Why? At the core, from their computing, people want some significant _utility_
, _content_ , functionality, etc. E.g., I come to HN for _content_ and find
the user interface to be just fine except too often there are too many
characters per line and to see the whole like I have to use horizontal scroll
bars twice for each line or just copy the screen into my favorite text editor
and reflow the lines to fewer characters per line.

Satya, for developers, there is a lot that is good in .NET. Now, if you would
do much better documenting it, then it would stand a much better chance of
taking off like it should and a lot of developers wish it would.

I'm doing an ambitious startup: By a very wide margin, far and away the worst
problem was working through 5000+ Web pages of Microsoft documentation of .NET
and SQL Server; the quality of the technical writing was not good -- need
better explanations and for the jargon links to a glossary. The next worse
problem was having to rebuild the boot partition as attempts at SQL Server
installation ruined it. The next worse problem was rebuilding the boot
partition after malware ruined it. All the work unique to my startup was fast,
fun, and easy. Mud wrestling with Microsoft's work wasted literally YEARS,
seriously hurt both my startup and me, and nearly killed at least my startup.
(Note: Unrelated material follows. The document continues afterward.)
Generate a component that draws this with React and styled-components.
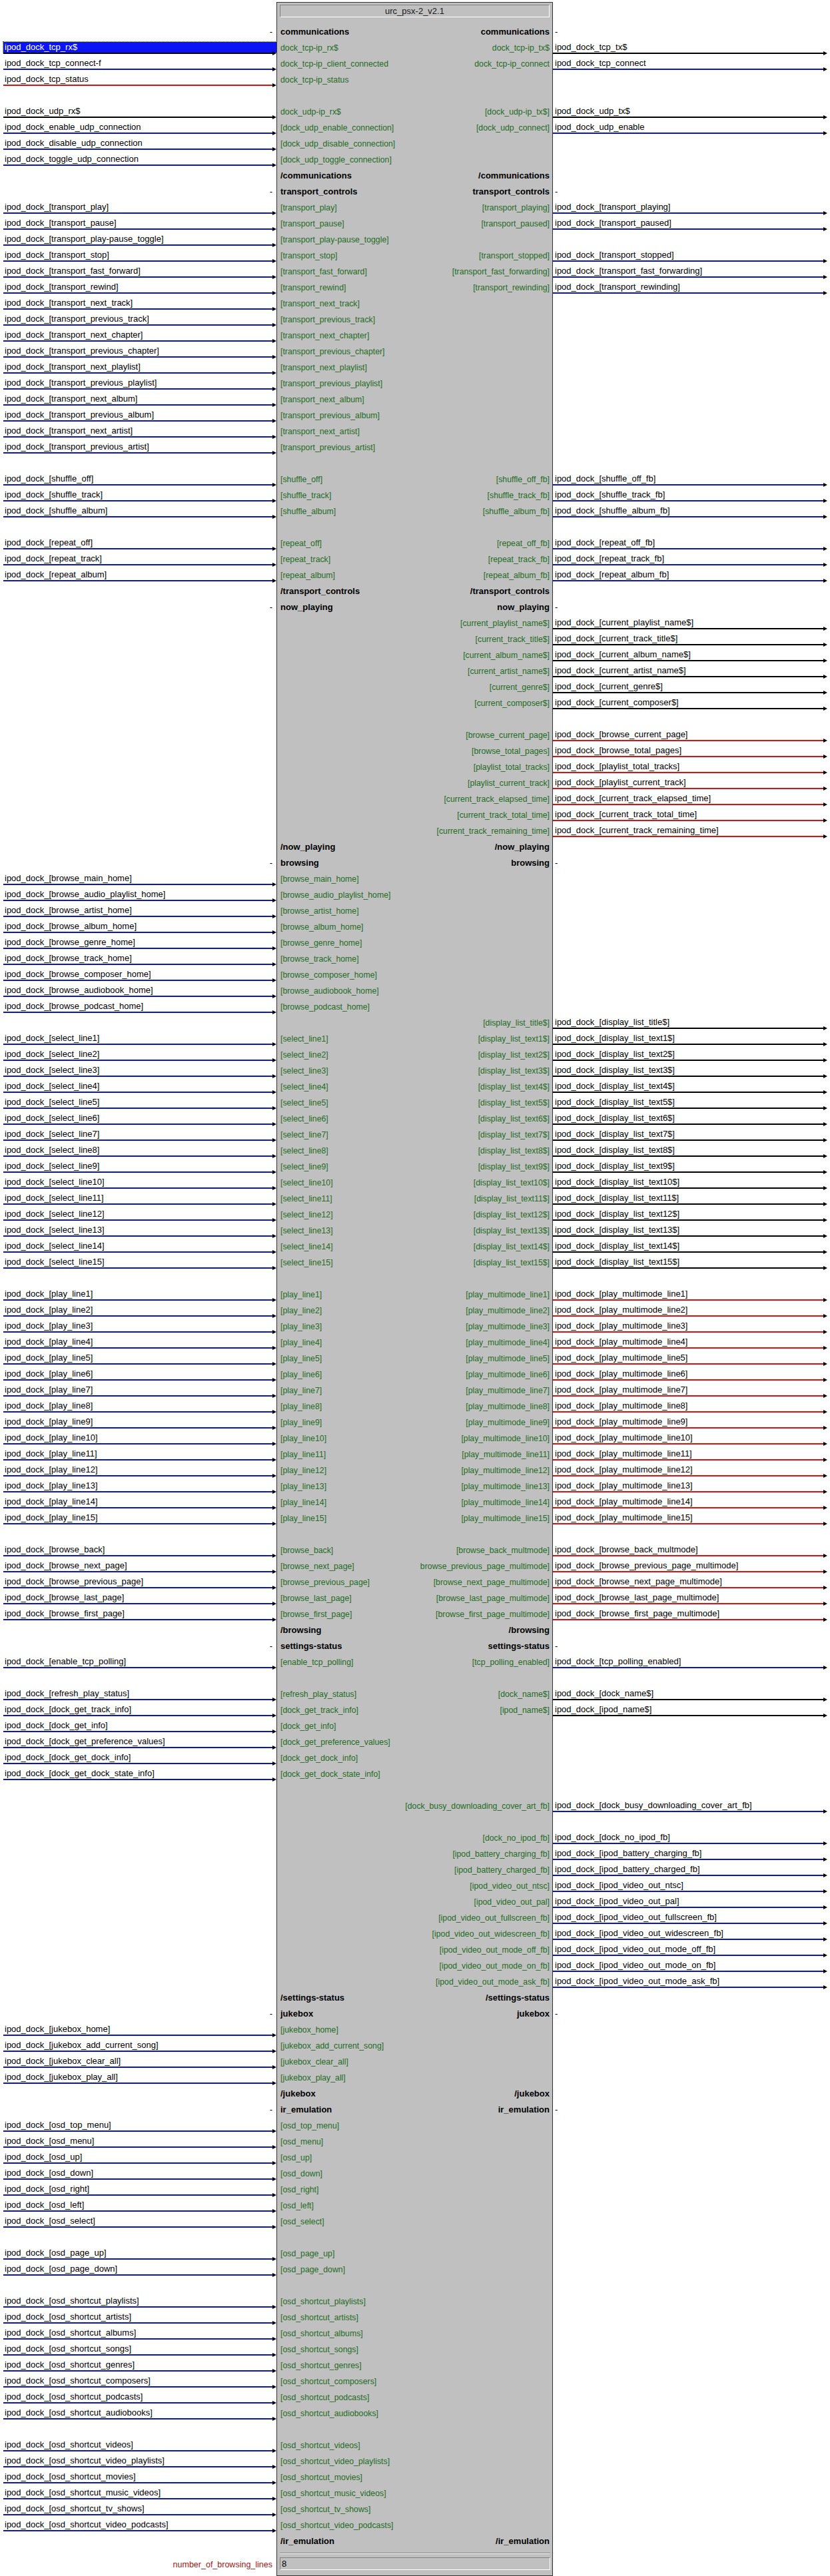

It appears from the article and more that Nadella is short on good, new ideas
for new directions for Microsoft, is ignoring a lot that users are screaming
about, e.g., security and system management, and that developers are screaming
about, e.g., better documentation, and is having vague, ethereal, dreams about
the power of new user interfaces.

Uh, Satya, I don't really have any problems with translating foreign
languages; for any serious content in a foreign language, no way would I trust
a machine translation; I don't want my computer talking to me; even when alone
I don't want to talk to my computer; no way in front of others will I talk to
my computer.

Satya, for my computer giving me advice, no thanks. For unsolicited advice, no
way. The second or first time my computer tries to give me advice, I will look
how to turn off that functionality.

Satya, what you call _artificial intelligence_ I call at best trivial and
otherwise nearly useless, silly, annoying, insulting, absurd, a pain in the
back side, and just _genuinely stupid_.

Satya, I am NOT going to talk to my computer. That is just not negotiable.
And, I'm not going to wear a helmet or funny glasses. And I do NOT want a
touch screen interface.

I WOULD very much like a better keyboard, e.g., as good as the old IBM PC/AT
keyboard.

Satya, let me give you some warm advice: Computing is the greatest opportunity
in the history of civilization, but you are addressing it with all the
seriousness of toys in Cracker Jacks boxes. Satya, get real, get serious.